The drain of reserves to pay debt and import food and fuel will put extra strain on the external situation. The fiscal space is minimal. Exogenous shocks, much-needed increased priority expenditure in response to societal pressures and worries about stability, and issues with commitment control harmed fiscal performance in 2021. This necessitated a revised 2022 budget and improved public financial management.
A sharper-than-expected downturn in China’s GDP will hurt iron ore prices. Future climatic shocks may dampen global development prospects, create supply constraints, and raise inflation. Expenditure pressures may also occur as a result of national elections in 2023.
IMF’s intervention
Sequential external shocks have led to a mixed performance under IMF’s Extended Credit Facility (ECF) arrangement. Under the bleak economic conditions considering Sierra leone’s debt-to-GDP, the authorities, in a request to IMF, committed to robust corrective arrangements to have the fiscal situation under control.
In June 2022, the IMF Executive Board allowed the disbursement of around $20.8 million to Sierra Leone to boost its budget financing and social spending. The board’s decision brought the total disbursement to Sierra Leone to $124.8 million (SDR 93.33 million).
The Executive Board also allowed the authorities’ request for waivers for nonobservance of performance criteria relating to net credit to the government in 2021 and for implementing multiple currency practices and exchange restrictions based on remedial steps taken by the government.
The IMF approved Sierra Leone’s 43-month ECF arrangement on November 30, 2018, for about $172.1 million. The arrangement caters for around 60 per cent of the country’s quota, extended by 12 months on July 27, 2021. The program focused on inflation reduction inflation, revenue mobilization for necessary spending in line with debt sustainability, safeguarding financial stability, and maintaining resilience to external shocks.
Managing Sierra Leone’s debt crisis
Notwithstanding Sierra Leone’s debt-to-GDP, the Anglophone country remains committed to achieving its development goals. The crisis in Ukraine and growing inflation have significantly hurt the developing economy. The crisis has worsened the already-limited budgetary space, increasing debt and diminishing external buffers. Strong measures to sustain macroeconomic stability and growth-enhancing reforms will alleviate fiscal and external constraints and promote the government’s development goals.

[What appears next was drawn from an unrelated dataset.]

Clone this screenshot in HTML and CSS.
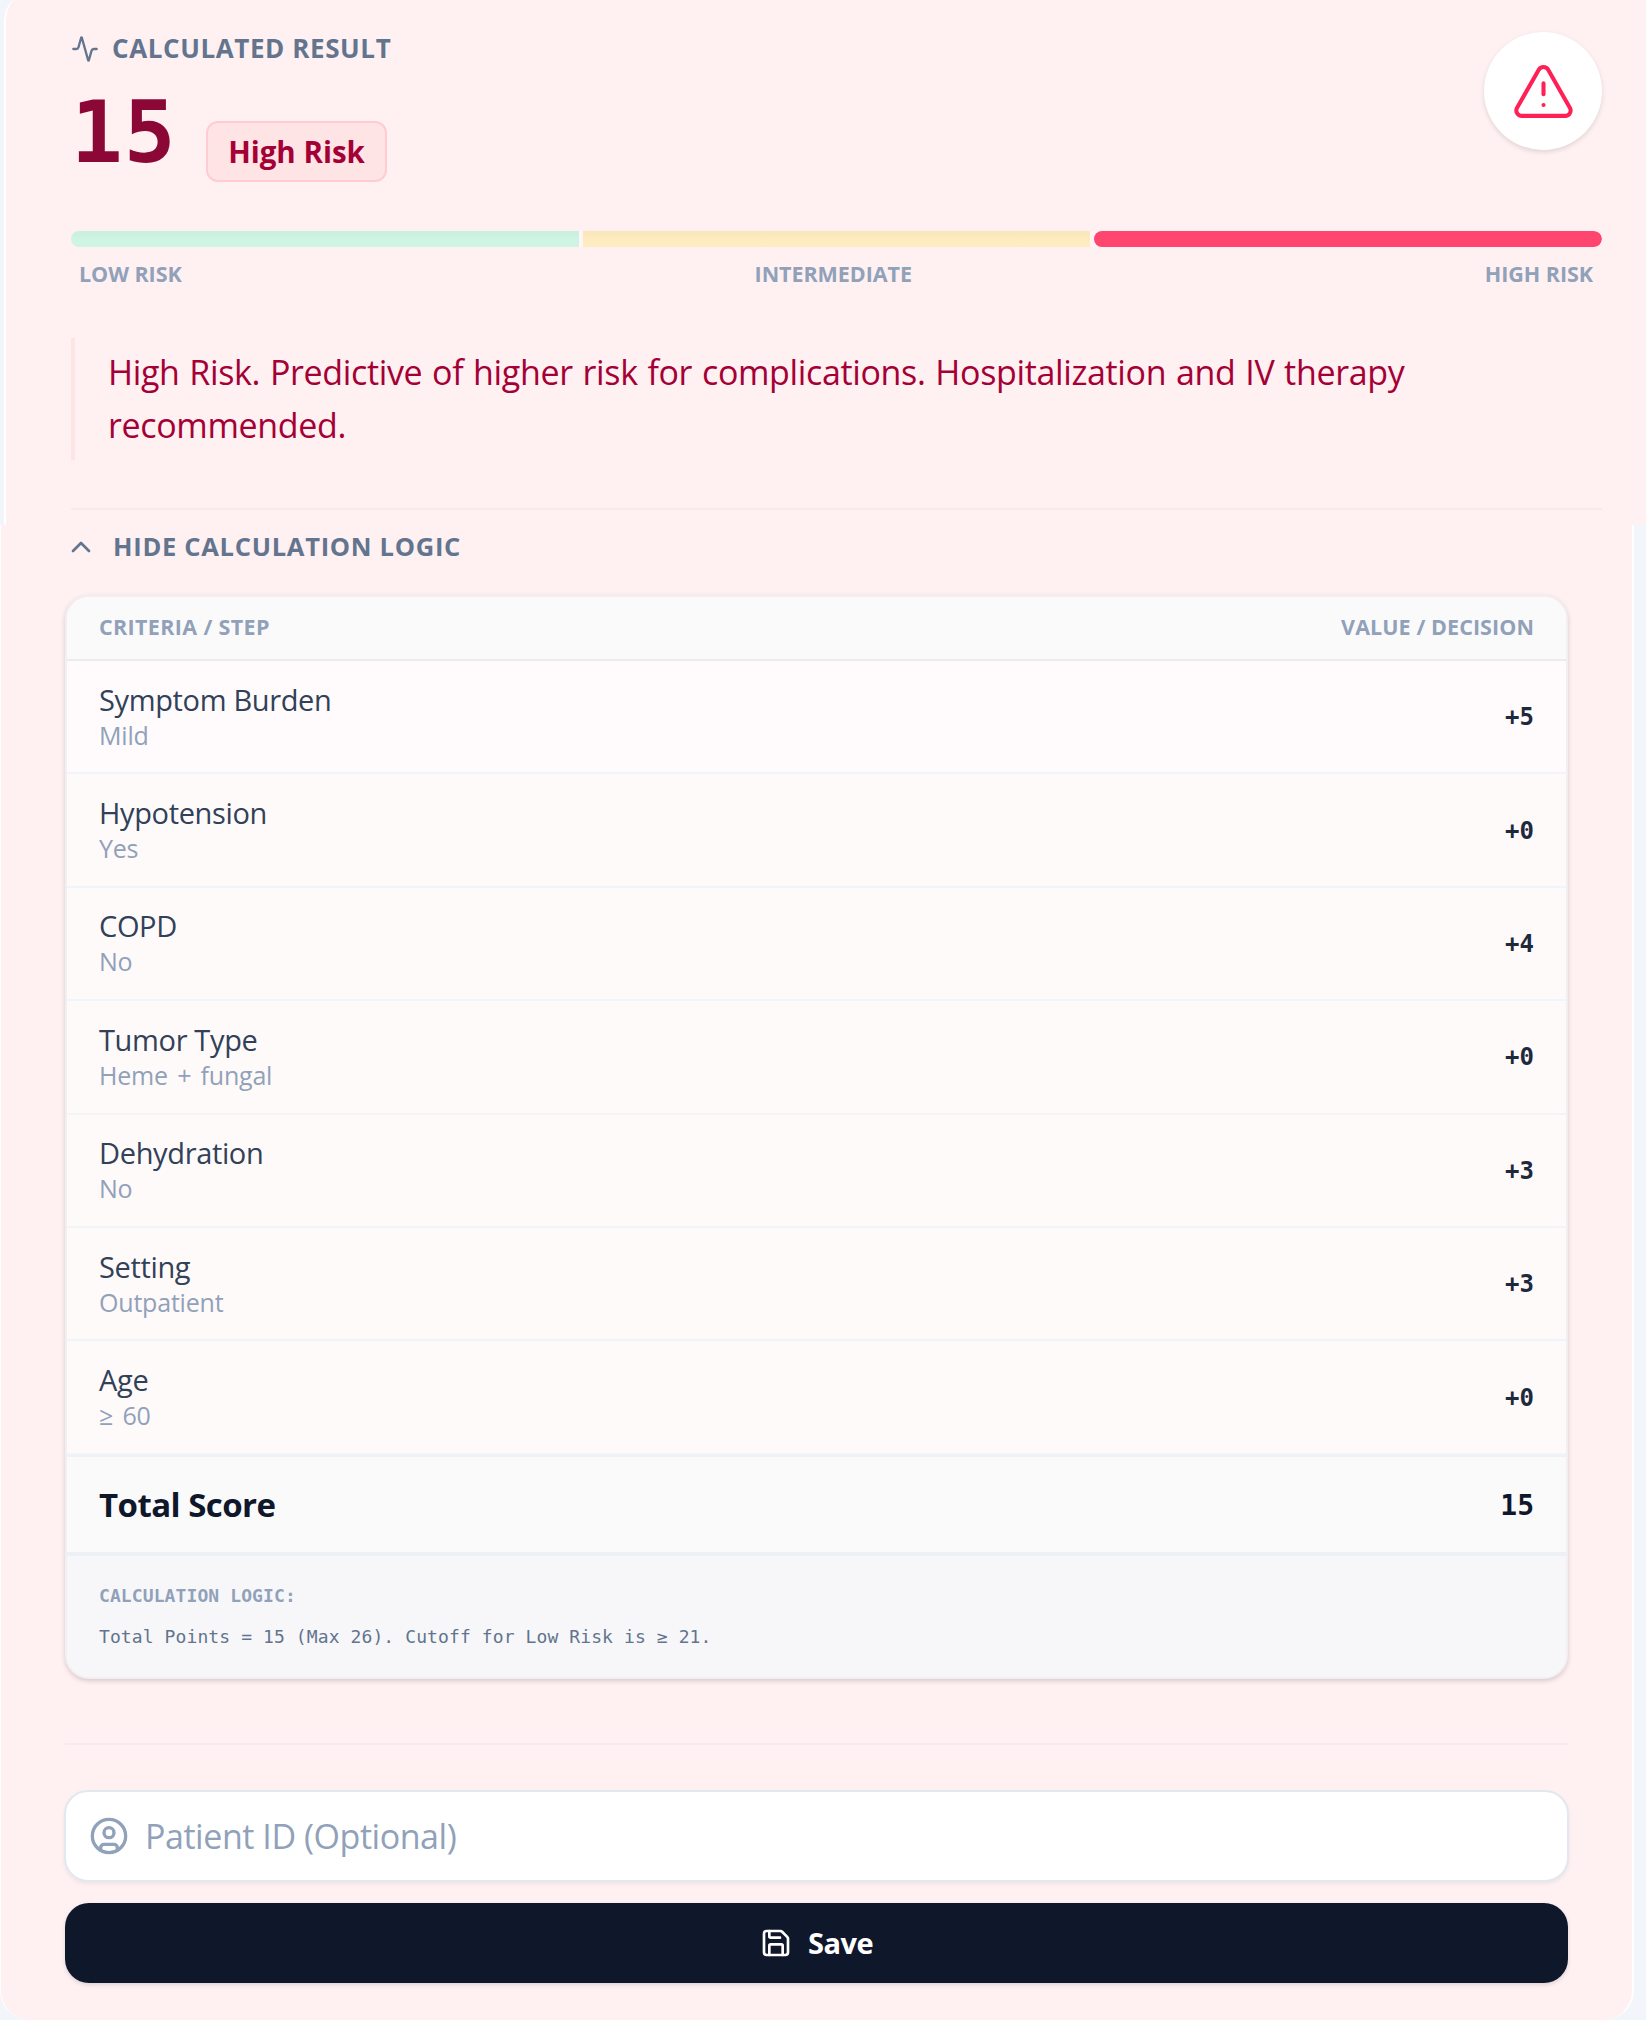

Furthermore, Sierra Leone’s government may have to impose severe austerity measures. These measures will address inefficiencies and inadequacies in allocating and administrating public resources. However, all hands must be on deck within these economic management measures. This will secure the ring-fencing of money for essential objectives like education, livelihood preservation, and health. These objectives remain critical to maintaining social stability and a rapid return to the economic recovery path.
Sierra Leone’s government should keep improving public debt management while raising openness and accountability. The government should regularly release debt statistics bulletins while reporting loan contract information, including guarantees.
Crucially, Sierra Leone’s administration should support solid fiscal policy management based on sustainable tax and expenditure structures that reduce wasteful and ineffective government expenditures. Every stakeholder must also work to deliver better governance to equip public institutions with oversight duties to oversee public economic service delivery and management quality.